5. Execution of the new suite either uncovers previously unseen faults (if the call fails) or demonstrates that an inferred contract can be violated without causing a failure (hence the contract is unsound and should be discarded).

Key examples

• Unsound precondition: In TWO_WAY_SORTED_SET.merge, the inferred precondition Current.disjoint(other) was never challenged. The database contained overlapping sets; using them generated calls that showed the precondition is unnecessary, leading to its removal.
• Unsound postcondition: In LINKED_LIST.merge_left, the inferred postcondition old Current.is_equal(other) ⇒ Current.is_empty was validated by constructing equal but non‑empty lists and confirming the consequent does not hold, thus confirming the contract’s soundness.
• Object mutation: For TWO_WAY_TREE.merge_tree_after, the required precondition not off could not be satisfied directly because all sibling trees in the pool had the cursor off. The system automatically selected a helper routine start to move the cursor, then performed the merge, exposing a real implementation bug.

Experimental evaluation
The technique was applied to 13 data‑structure classes from EiffelBase and Gobo (≈28 000 lines of code). A 520‑hour random‑testing campaign produced 149 293 distinct test cases, uncovered 95 faults, and inferred hundreds of contracts. Stateful testing was then run for 36 hours on the same data. Results:

• 65 new faults were discovered, a 68.4 % improvement over the original campaign.
• 39.3 % of the inferred contracts were validated as sound; manual inspection confirmed that virtually all validated contracts were indeed correct.
• The additional time required was only about 7 % of the total execution time, demonstrating a modest overhead.

Insights and contributions

1. Synergy of dynamic contracts and searchable object metadata – By turning the object pool into a queryable database, the system can deliberately target “rare” object configurations that random selection would miss.
2. Automatic contract refinement – Unsound contracts are either disproved (by successful execution of a violating test) or confirmed (by causing a failure), providing a self‑cleaning mechanism for inferred specifications.
3. State mutation for test generation – When a direct violation is impossible, the framework can compose auxiliary method calls to bring objects into the required state, dramatically expanding the reachable test space.
4. Practical scalability – The modest 7 % overhead shows that the approach is feasible for real‑world code bases; the technique is language‑agnostic in principle, requiring only public queries and a contract mechanism (e.g., Design by Contract in Eiffel, Code Contracts in .NET, or JML for Java).

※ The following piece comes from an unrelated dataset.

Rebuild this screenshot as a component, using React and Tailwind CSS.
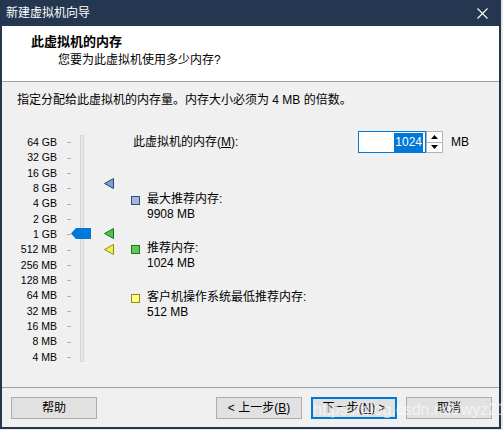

Limitations and future work
The quality of inferred contracts depends on the templates used; richer templates could capture more subtle properties. Database search costs may grow with very large pools, suggesting the need for indexing or sampling strategies. The current implementation is tied to Eiffel; extending it to other languages will require mapping their contract facilities to the same inference pipeline. Future research directions include (a) integrating static analysis to guide contract inference, (b) scaling the approach to large industrial systems, and (c) exploring automated repair actions once a faulty contract is identified.

In summary, Stateful Testing demonstrates that augmenting random testing with contract‑guided, database‑driven test generation can substantially increase fault detection and improve the reliability of automatically inferred specifications, offering a compelling path toward more effective automated software testing.